Let me highly recommend The London Souls, if you haven't already had the pleasure of hearing them. A throwback psychedelic blues rock power trio with a pop twist (thanks Rich!!) and a triple vocal threat taboot from New York City, these guys will make you think of a high-energy, modernized take on Cream, Jimi Hendrix and Led Zeppelin et. al. and have all the requisite pipes and tight chops to pull it off. I'm pretty sure at one point they dropped into a Frank Zappa riff (correct me if I'm wrong) for an excuse to rip off a quick 12 bar solo, before hopping back into the original number it sprouted from, with a blistering finesse.
As the crowd's anticipation swelled, Umphrey's McGee walked onstage to a pre-recorded piano intro that I secretly hoped keyboardist Joel Cummins would be playing on keytar. Instead, they slowly took over the sound and launched into a progressive rock-laced welcoming before settling into "Booth Love," from their 2011 release Death by Stereo. After easing us into the night with the disco-on-opium dance number, they nudged the energy up a bit with the proggy "Rocker Part 2."

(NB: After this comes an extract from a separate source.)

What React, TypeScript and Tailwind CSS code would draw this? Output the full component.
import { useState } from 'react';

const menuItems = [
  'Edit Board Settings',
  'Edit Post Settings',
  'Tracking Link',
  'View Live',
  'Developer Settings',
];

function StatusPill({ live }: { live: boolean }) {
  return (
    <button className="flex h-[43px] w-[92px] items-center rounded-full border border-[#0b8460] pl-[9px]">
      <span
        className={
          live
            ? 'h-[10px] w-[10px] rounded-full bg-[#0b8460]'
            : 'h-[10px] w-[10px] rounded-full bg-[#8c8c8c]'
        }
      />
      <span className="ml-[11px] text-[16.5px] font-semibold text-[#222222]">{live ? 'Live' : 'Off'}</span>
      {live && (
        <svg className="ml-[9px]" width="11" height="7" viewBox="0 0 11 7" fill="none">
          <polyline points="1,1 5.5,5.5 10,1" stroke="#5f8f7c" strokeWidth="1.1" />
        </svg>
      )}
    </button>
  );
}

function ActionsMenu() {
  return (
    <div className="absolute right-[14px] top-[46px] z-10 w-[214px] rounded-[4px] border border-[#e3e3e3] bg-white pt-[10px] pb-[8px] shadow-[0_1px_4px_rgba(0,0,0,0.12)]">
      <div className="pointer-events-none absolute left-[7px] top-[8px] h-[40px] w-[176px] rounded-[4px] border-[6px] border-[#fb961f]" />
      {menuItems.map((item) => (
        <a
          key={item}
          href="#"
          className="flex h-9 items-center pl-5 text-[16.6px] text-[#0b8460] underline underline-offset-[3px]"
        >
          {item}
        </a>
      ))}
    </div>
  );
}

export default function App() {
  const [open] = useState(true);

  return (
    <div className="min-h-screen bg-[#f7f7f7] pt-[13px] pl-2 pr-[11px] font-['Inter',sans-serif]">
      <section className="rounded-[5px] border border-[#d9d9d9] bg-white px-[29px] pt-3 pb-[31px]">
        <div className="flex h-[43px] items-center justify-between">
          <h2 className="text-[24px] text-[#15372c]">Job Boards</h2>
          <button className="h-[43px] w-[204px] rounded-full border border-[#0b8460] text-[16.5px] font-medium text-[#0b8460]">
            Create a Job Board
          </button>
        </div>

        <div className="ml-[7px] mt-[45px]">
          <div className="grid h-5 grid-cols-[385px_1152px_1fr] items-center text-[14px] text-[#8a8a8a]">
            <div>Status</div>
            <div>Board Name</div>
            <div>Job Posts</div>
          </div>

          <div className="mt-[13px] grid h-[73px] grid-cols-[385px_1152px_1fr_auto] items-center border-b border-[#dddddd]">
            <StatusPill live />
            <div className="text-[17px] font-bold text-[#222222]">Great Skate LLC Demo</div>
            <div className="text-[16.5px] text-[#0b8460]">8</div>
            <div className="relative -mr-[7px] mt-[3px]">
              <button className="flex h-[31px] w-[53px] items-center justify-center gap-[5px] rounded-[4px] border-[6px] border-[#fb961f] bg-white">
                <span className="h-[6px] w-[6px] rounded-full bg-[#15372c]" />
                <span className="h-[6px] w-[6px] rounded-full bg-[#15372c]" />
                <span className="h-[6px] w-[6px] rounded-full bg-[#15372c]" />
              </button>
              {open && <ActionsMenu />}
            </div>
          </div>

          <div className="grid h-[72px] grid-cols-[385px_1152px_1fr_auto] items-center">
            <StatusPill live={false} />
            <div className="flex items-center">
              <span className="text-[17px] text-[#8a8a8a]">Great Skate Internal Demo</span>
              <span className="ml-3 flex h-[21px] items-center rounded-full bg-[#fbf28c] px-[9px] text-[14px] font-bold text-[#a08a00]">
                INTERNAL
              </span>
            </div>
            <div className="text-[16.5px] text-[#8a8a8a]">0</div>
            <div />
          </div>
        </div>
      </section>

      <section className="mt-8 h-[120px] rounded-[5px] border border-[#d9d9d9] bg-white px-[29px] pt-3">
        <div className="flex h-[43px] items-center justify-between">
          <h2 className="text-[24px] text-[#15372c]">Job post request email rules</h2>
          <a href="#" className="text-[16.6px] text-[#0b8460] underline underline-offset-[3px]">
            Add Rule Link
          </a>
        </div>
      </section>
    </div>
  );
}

After a slow climb to the first heavy apex of the evening, they opted for a little bit of the old verse-chorus verse-chorus with "Conduit," a slow rocker that showcases their vocal versatility and gives them another chance to stretch out. Cummins took a moment to announce the band's birthday, and wish a happy one to a friend as well, and they picked it back up with the rockin' instrumental "Tribute to the Spinal Shaft." Best described as a funk-prog odyssey, it also easily satisfies those who just want to shake their booties from side to side, then up and down. Ever the chameleon, UM changed color again and softened up with a tight and sweet version of "Passing" from their 2006 release Safety in Numbers. Closing the set was "Utopian Fir," a journey from sci-fi groove to prog to house to Daft Punk-ishness (their "Voyager" was covered the following night), back to prog to reggae to Irie prog (that's reggae with a prog twist) and beyond… A gentle seventeen minute monster.
Crowd favorite "40's Theme" opened the second set, slowly building up to its blistering and furious end. Guitarist Brendan Bayliss gave another mention to their birthday and introduced the next song as one of the first they'd written, "Der Bluten Kat." Another funk-prog odyssey, they stopped it dead a few minutes in and Bayliss asked lighting designer extraordinaire, Jefferson Waful, to cut the lights. As if looking for birthday candles to blow out, he then requested that a hundred lighters be lit… ("50… no 60… no 80 lighters…"). They slid back into "Der Bluten Kat" to the glow of several hundred Bics and wound their way into a drum jam. As drummer Kris Myers and percussionist Andy Farag set the groove, guitarist Jake Cinninger put down the axe and joined Farag in Perc World. After the three and a half minute session, they segued into a festive "All Night Long" by Lionel Richie, for their lone cover of the evening. In the UM style of tempering heaviness with humor, Bayliss vocalized, "everybody sing, everybody dance... there's a party in your pants." He later threw in a "New York City, it's so kind and so sweet," - one of many expressions of happiness and gratitude from band to crowd over the weekend.
After another lengthy helping to finish off "Der Bluten Kat," they flashed their lyrical/vocal side again with "The Linear," a groovy, drive-down-a-highway-at-night kind of tune driven by slick bass lines from Ryan Stasik. They closed out the set with another oldie but goodie, "Ringo," from their 2002 release Local Band Does OK. A prolonged cool-down jam was capped off with a quick "bunch of greasy animal" reprise.
They spent the night stretching out and getting comfortable, casually celebrating making it to fourteen years as a band. So it was fitting that they dug deep into the catalog again and encored with a song from their first album, Greatest Hits Vol. III (from all the way back in 1998). It was "Divisions," whose pleasant but percussive rise-and-fall opening announcement leads into an expressive Bayliss vocal that inspires audience accompaniment. It impatiently moves along to a percussion interlude, then to increasingly intense, staccato, headbanging bassiness, giving way to a flurry of dizzying guitar notes, which mellows out to a slow groove. And that was just the first four minutes of yet another gentle, seventeen minute monster.
The whole night felt like a build up and that made sense to me, being the first of a two night stand. "Divisions" captured that same feeling as it rolled like ocean waves at the edge of a storm, before finally setting us down, leaving us satisfied. On the walk out, the crowd was still bubbling with energy, most of them already anticipating what the next night had in store.